As a practical contribution for managers, boards, compensation committees, and stakeholders interested in corporate governance and monitoring investment decisions, our results should increase awareness of leasing as a potential mechanism for over-investment. For investors, boards and stakeholders of firms heavily engaged in leasing, our evidence reveals the implications of managers’ investments in leased assets for future firm performance, stock returns, and CEO compensation. Boards and compensation committees should consider our results if they contemplate placing more emphasis on sales incentives, as has been the recent trend.
For researchers, we contribute novel evidence on the consequences of unexpected investments in off-balance sheet leases for future revenue growth, future earnings growth, stock returns, and compensation. In addition, our approach contributes a series of tests on the economic consequences of investment inefficiency that researchers can use to assess the identification of unexpected investment in a variety of contexts. By showing unexpected investments trigger predictable negative economic consequences, our study and other studies can improve the persuasiveness of evidence based on unexpected investment measures.

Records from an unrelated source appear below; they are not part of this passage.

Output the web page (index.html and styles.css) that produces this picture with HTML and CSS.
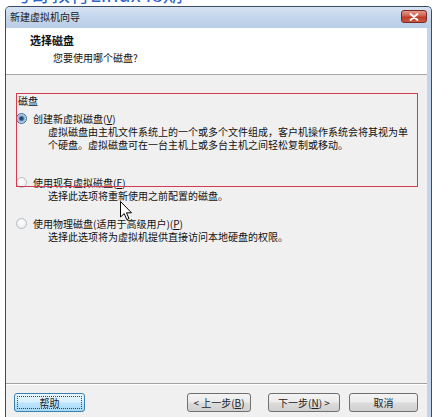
FILE: index.html
```html
<!DOCTYPE html>
<html>
<head>
<meta charset="utf-8">
<link rel="stylesheet" href="styles.css">
</head>
<body>
<div class="page">
  <div class="bgstrip"><span class="bgtext">马哥教育Linux48期</span></div>
  <div class="window">
    <div class="titlebar">
      <span class="title">新建虚拟机向导</span>
      <span class="close"><svg width="10" height="8" viewBox="0 0 10 8"><path d="M1.5 1 L8.5 7 M8.5 1 L1.5 7" stroke="#fff" stroke-width="1.8" stroke-linecap="round"/></svg></span>
    </div>
    <div class="frame">
      <div class="client">
        <div class="header">
          <div class="h-title">选择磁盘</div>
          <div class="h-sub">您要使用哪个磁盘?</div>
        </div>
        <div class="content">
          <div class="group-label">磁盘</div>
          <div class="opt">
            <span class="radio checked"></span>
            <span>创建新虚拟磁盘(<u>V</u>)</span>
          </div>
          <div class="desc">虚拟磁盘由主机文件系统上的一个或多个文件组成，客户机操作系统会将其视为单<br>个硬盘。虚拟磁盘可在一台主机上或多台主机之间轻松复制或移动。</div>
          <div class="opt opt2">
            <span class="radio"></span>
            <span>使用现有虚拟磁盘(<u>E</u>)</span>
          </div>
          <div class="desc">选择此选项将重新使用之前配置的磁盘。</div>
          <div class="opt opt3">
            <span class="radio"></span>
            <span>使用物理磁盘(适用于高级用户)(<u>P</u>)</span>
          </div>
          <div class="desc">选择此选项将为虚拟机提供直接访问本地硬盘的权限。</div>
          <div class="annot"></div>
          <svg class="cursor" width="13" height="20" viewBox="0 0 13 20"><path d="M0.5 0.5 L0.5 16 L4.2 12.6 L6.8 18.6 L9 17.6 L6.5 11.8 L11.5 11.8 Z" fill="#fff" stroke="#000" stroke-width="1" stroke-linejoin="miter"/></svg>
        </div>
        <div class="footer">
          <button class="btn btn-help"><span class="focus">帮助</span></button>
          <span class="spacer"></span>
          <button class="btn btn-back">&lt; 上一步(<u>B</u>)</button>
          <button class="btn btn-next">下一步(<u>N</u>) &gt;</button>
          <button class="btn btn-cancel">取消</button>
        </div>
      </div>
    </div>
  </div>
</div>
</body>
</html>
```

FILE: styles.css
```css
html, body {
  margin: 0;
  padding: 0;
}
body {
  width: 435px;
  height: 417px;
  overflow: hidden;
  background: #ffffff;
  font-family: "Noto Sans CJK SC", "Noto Sans", sans-serif;
  font-size: 10px;
  color: #111;
}
.page {
  width: 435px;
  height: 417px;
  display: flex;
  flex-direction: column;
}
.bgstrip {
  height: 6px;
  overflow: hidden;
  padding-left: 10px;
  flex: none;
}
.bgtext {
  display: block;
  font-size: 20px;
  line-height: 24px;
  margin-top: -18px;
  color: #2d63c8;
  font-family: "Noto Sans CJK SC", "Liberation Sans", sans-serif;
}
.window {
  margin-left: 5px;
  width: 425px;
  flex: 1;
  border: 1px solid #3b4d62;
  border-bottom: none;
  border-radius: 5px 5px 0 0;
  background: #c3d5eb;
  display: flex;
  flex-direction: column;
  overflow: hidden;
}
.titlebar {
  height: 21px;
  flex: none;
  display: flex;
  align-items: center;
  justify-content: space-between;
  padding: 0 4px 0 4px;
  background: linear-gradient(to bottom, #d6e3f3 0%, #c4d6ec 50%, #b9cde6 100%);
}
.title {
  font-size: 10px;
  color: #1a1a1a;
  line-height: 12px;
  margin-top: -1px;
}
.close {
  width: 26px;
  height: 13px;
  margin-top: -2px;
  border: 1px solid #7a2a24;
  border-radius: 3px;
  background: linear-gradient(to bottom, #e49a8c 0%, #d0604c 45%, #bf3a28 55%, #c95a40 100%);
  display: flex;
  align-items: center;
  justify-content: center;
  box-sizing: border-box;
}
.frame {
  flex: 1;
  display: flex;
  padding: 0 4px 0 0;
  min-height: 0;
}
.client {
  flex: 1;
  display: flex;
  flex-direction: column;
  background: #f0f0f0;
  min-height: 0;
}
.header {
  height: 45px;
  flex: none;
  background: #ffffff;
  border-bottom: 1px solid #a8a8a8;
  box-sizing: border-box;
  padding: 6px 0 0 24px;
  height: 47px;
}
.h-title {
  font-weight: bold;
  font-size: 11px;
  line-height: 13px;
}
.h-sub {
  line-height: 13px;
  margin-top: 4px;
  padding-left: 23px;
}
.content {
  position: relative;
  height: 309px;
  flex: none;
  box-sizing: border-box;
  padding-top: 19px;
  border-bottom: 1px solid #a0a0a0;
  line-height: 13px;
}
.group-label {
  padding-left: 12px;
}
.opt {
  display: flex;
  align-items: center;
  gap: 6px;
  padding-left: 10px;
  margin-top: 5px;
}
.opt2 {
  margin-top: 25px;
}
.opt3 {
  margin-top: 15px;
}
.desc {
  padding-left: 42px;
  line-height: 13px;
}
.radio {
  width: 11px;
  height: 11px;
  box-sizing: border-box;
  border-radius: 50%;
  border: 1px solid #b8bcc2;
  background: radial-gradient(circle at 50% 40%, #ffffff 0%, #e6e8ea 100%);
  flex: none;
}
.radio.checked {
  border: 1px solid #3d6d95;
  background: radial-gradient(circle, #1e3e5e 0%, #2f5d86 28%, #8fb6d6 45%, #d7e7f3 80%);
}
.annot {
  position: absolute;
  left: 10px;
  top: 18px;
  width: 402px;
  height: 94px;
  border: 1px solid #d43b50;
  box-sizing: border-box;
}
.cursor {
  position: absolute;
  left: 114px;
  top: 126px;
}
.footer {
  flex: 1;
  border-top: 1px solid #ffffff;
  display: flex;
  align-items: flex-start;
  padding: 8px 9px 0 8px;
}
.spacer {
  flex: 1;
}
.btn {
  height: 19px;
  box-sizing: border-box;
  border: 1px solid #707070;
  border-radius: 3px;
  background: linear-gradient(to bottom, #f4f4f4 0%, #ebebeb 48%, #dcdcdc 52%, #d0d0d0 100%);
  font-family: "Noto Sans CJK SC", "Noto Sans", sans-serif;
  font-size: 10px;
  line-height: 13px;
  color: #222;
  padding: 0;
  margin: 0;
  display: flex;
  align-items: center;
  justify-content: center;
}
.btn-help {
  width: 71px;
  border-color: #3c7fb1;
  background: linear-gradient(to bottom, #eaf6fd 0%, #d9f0fc 48%, #bee6fd 52%, #a7d9f5 100%);
  padding: 2px;
}
.focus {
  flex: 1;
  align-self: stretch;
  border: 1px dotted #444;
  display: flex;
  align-items: center;
  justify-content: center;
}
.btn-back {
  width: 64px;
  margin-right: 17px;
}
.btn-next {
  width: 72px;
  margin-right: 9px;
}
.btn-cancel {
  width: 69px;
}
```
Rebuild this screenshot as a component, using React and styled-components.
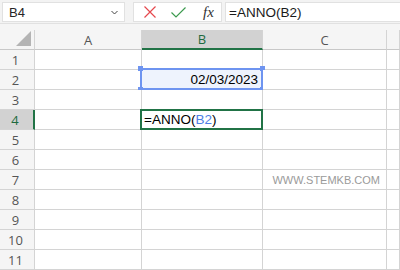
import styled, { createGlobalStyle } from "styled-components";

const GlobalStyle = createGlobalStyle`
  html, body {
    margin: 0;
    padding: 0;
    background: #fff;
    overflow: hidden;
  }
  body {
    font-family: "Liberation Sans", Arial, sans-serif;
  }
`;

const Page = styled.div`
  width: 400px;
  height: 270px;
  overflow: hidden;
  background: #fff;
  display: flex;
  flex-direction: column;
`;

const Toolbar = styled.div`
  height: 26px;
  box-sizing: border-box;
  display: flex;
  align-items: stretch;
  padding: 2px 0 1px 2px;
  background: #f3f3f3;
  border-bottom: 1px solid #e1e1e1;
`;

const NameBox = styled.div`
  width: 123px;
  box-sizing: border-box;
  display: flex;
  align-items: center;
  justify-content: space-between;
  padding: 0 6px 0 6px;
  background: #fff;
  border: 1px solid #e1e1e1;
  font-size: 13px;
  color: #262626;
`;

const Grip = styled.div`
  width: 8px;
`;

const FxButtons = styled.div`
  width: 89px;
  box-sizing: border-box;
  display: flex;
  align-items: center;
  gap: 15px;
  padding-left: 10px;
  background: #fff;
  border: 1px solid #e1e1e1;
`;

const FxLabel = styled.span`
  font-family: "Liberation Serif", "Times New Roman", serif;
  font-style: italic;
  font-size: 15px;
  color: #333;
  margin-left: 2px;
`;

const FormulaInput = styled.div`
  flex: 1;
  margin-left: 3px;
  display: flex;
  align-items: center;
  padding-left: 3px;
  background: #fff;
  border: 1px solid #e1e1e1;
  border-right: none;
  font-size: 13.5px;
  color: #1a1a1a;
`;

const Spacer = styled.div`
  height: 6px;
  background: #f5f5f5;
`;

const Sheet = styled.div`
  display: grid;
  grid-template-columns: 35px 107px 121px 124px 1fr;
  grid-auto-rows: 20px;
  flex: 1;
`;

const Corner = styled.div`
  box-sizing: border-box;
  background: #f5f5f5;
  border-right: 1px solid #d4d4d4;
  border-bottom: 1px solid #c8c8c8;
  display: flex;
  align-items: flex-end;
  justify-content: flex-end;
  padding: 0 3px 3px 0;
`;

const ColHead = styled.div`
  box-sizing: border-box;
  background: ${(p) => (p.$active ? "#d2d2d2" : "#f5f5f5")};
  color: ${(p) => (p.$active ? "#1e6b3f" : "#555")};
  border-right: 1px solid #d4d4d4;
  border-bottom: ${(p) => (p.$active ? "2px solid #217346" : "1px solid #c8c8c8")};
  display: flex;
  align-items: center;
  justify-content: center;
  font-family: "Open Sans", "Liberation Sans", sans-serif;
  font-size: 13px;
`;

const RowHead = styled.div`
  box-sizing: border-box;
  background: ${(p) => (p.$active ? "#d2d2d2" : "#f5f5f5")};
  color: ${(p) => (p.$active ? "#1e6b3f" : "#555")};
  border-right: ${(p) => (p.$active ? "2px solid #217346" : "1px solid #d4d4d4")};
  border-bottom: 1px solid #d4d4d4;
  display: flex;
  align-items: center;
  justify-content: center;
  padding-right: 3px;
  font-family: "Open Sans", "Liberation Sans", sans-serif;
  font-size: 13px;
`;

const Cell = styled.div`
  position: relative;
  box-sizing: border-box;
  background: ${(p) => (p.$range ? "#eef3fd" : "#fff")};
  border-right: 1px solid #d4d4d4;
  border-bottom: 1px solid #d4d4d4;
  display: flex;
  align-items: center;
  justify-content: ${(p) => (p.$right ? "flex-end" : "flex-start")};
  padding: 0 4px 0 2px;
  font-size: 13.5px;
  color: #000;
  white-space: nowrap;
`;

const Watermark = styled.span`
  font-size: 11px;
  color: #9a9a9a;
  margin-right: 2px;
`;

const Ref = styled.span`
  color: #4f7fe6;
`;

const RangeFrame = styled.div`
  position: absolute;
  left: -2px;
  top: -2px;
  right: -1px;
  bottom: -1px;
  border: 2px solid #6e94f0;
  pointer-events: none;
`;

const Handle = styled.div`
  position: absolute;
  width: 5px;
  height: 5px;
  background: #6e94f0;
  ${(p) => (p.$top ? "top: -4px;" : "bottom: -4px;")}
  ${(p) => (p.$left ? "left: -4px;" : "right: -4px;")}
`;

const ActiveFrame = styled.div`
  position: absolute;
  left: -2px;
  top: -1px;
  right: -1px;
  bottom: -1px;
  border: 2px solid #217346;
  pointer-events: none;
`;

const cols = ["A", "B", "C", ""];
const rows = [1, 2, 3, 4, 5, 6, 7, 8, 9, 10, 11];

function cellContent(r, c) {
  if (r === 2 && c === 1) {
    return (
      <Cell key={c} $range $right>
        02/03/2023
        <RangeFrame>
          <Handle $top $left />
          <Handle $top />
          <Handle $left />
          <Handle />
        </RangeFrame>
      </Cell>
    );
  }
  if (r === 4 && c === 1) {
    return (
      <Cell key={c}>
        =ANNO(<Ref>B2</Ref>)
        <ActiveFrame />
      </Cell>
    );
  }
  if (r === 7 && c === 2) {
    return (
      <Cell key={c} $right>
        <Watermark>WWW.STEMKB.COM</Watermark>
      </Cell>
    );
  }
  return <Cell key={c} />;
}

export default function App() {
  return (
    <Page>
      <GlobalStyle />
      <Toolbar>
        <NameBox>
          B4
          <svg width="7" height="5" viewBox="0 0 7 5">
            <path d="M0.5 1 L3.5 4 L6.5 1" fill="none" stroke="#444" strokeWidth="1" />
          </svg>
        </NameBox>
        <Grip />
        <FxButtons>
          <svg width="12" height="12" viewBox="0 0 12 12">
            <path d="M0.5 0.5 L11.5 11.5 M11.5 0.5 L0.5 11.5" stroke="#e5484d" strokeWidth="1.2" fill="none" />
          </svg>
          <svg width="15" height="11" viewBox="0 0 15 11">
            <path d="M0.5 5.5 L5 10 L14.5 0.5" stroke="#3c9a4e" strokeWidth="1.2" fill="none" />
          </svg>
          <FxLabel>fx</FxLabel>
        </FxButtons>
        <FormulaInput>=ANNO(B2)</FormulaInput>
      </Toolbar>
      <Spacer />
      <Sheet>
        <Corner>
          <svg width="15" height="15" viewBox="0 0 15 15">
            <path d="M15 0 L15 15 L0 15 Z" fill="#b4b4b4" />
          </svg>
        </Corner>
        {cols.map((c, i) => (
          <ColHead key={i} $active={c === "B"}>
            {c}
          </ColHead>
        ))}
        {rows.map((r) => [
          <RowHead key={"h" + r} $active={r === 4}>
            {r}
          </RowHead>,
          ...cols.map((_, c) => cellContent(r, c)),
        ])}
      </Sheet>
    </Page>
  );
}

Finally, lease accounting has undergone dramatic change (ASC 842) and operating leases are now being capitalized on balance sheets, beginning in 2019. Our results do not generalize to the current accounting regime under U.S. GAAP or IFRS for operating leases. However, our results motivate future research on the impact of this accounting change on the investment efficiency of leased assets. Further, our results broaden our understanding of managers’ incentives for and the consequences of investment decisions that were not recognized on firms’ balance sheets. Our study contributes an approach that can be extended by researchers interested in examining the consequences of other managerial decisions that are not fully recognized on balance sheets (e.g., equity affiliates, certain types of R&D joint ventures, stock-based compensation, and others).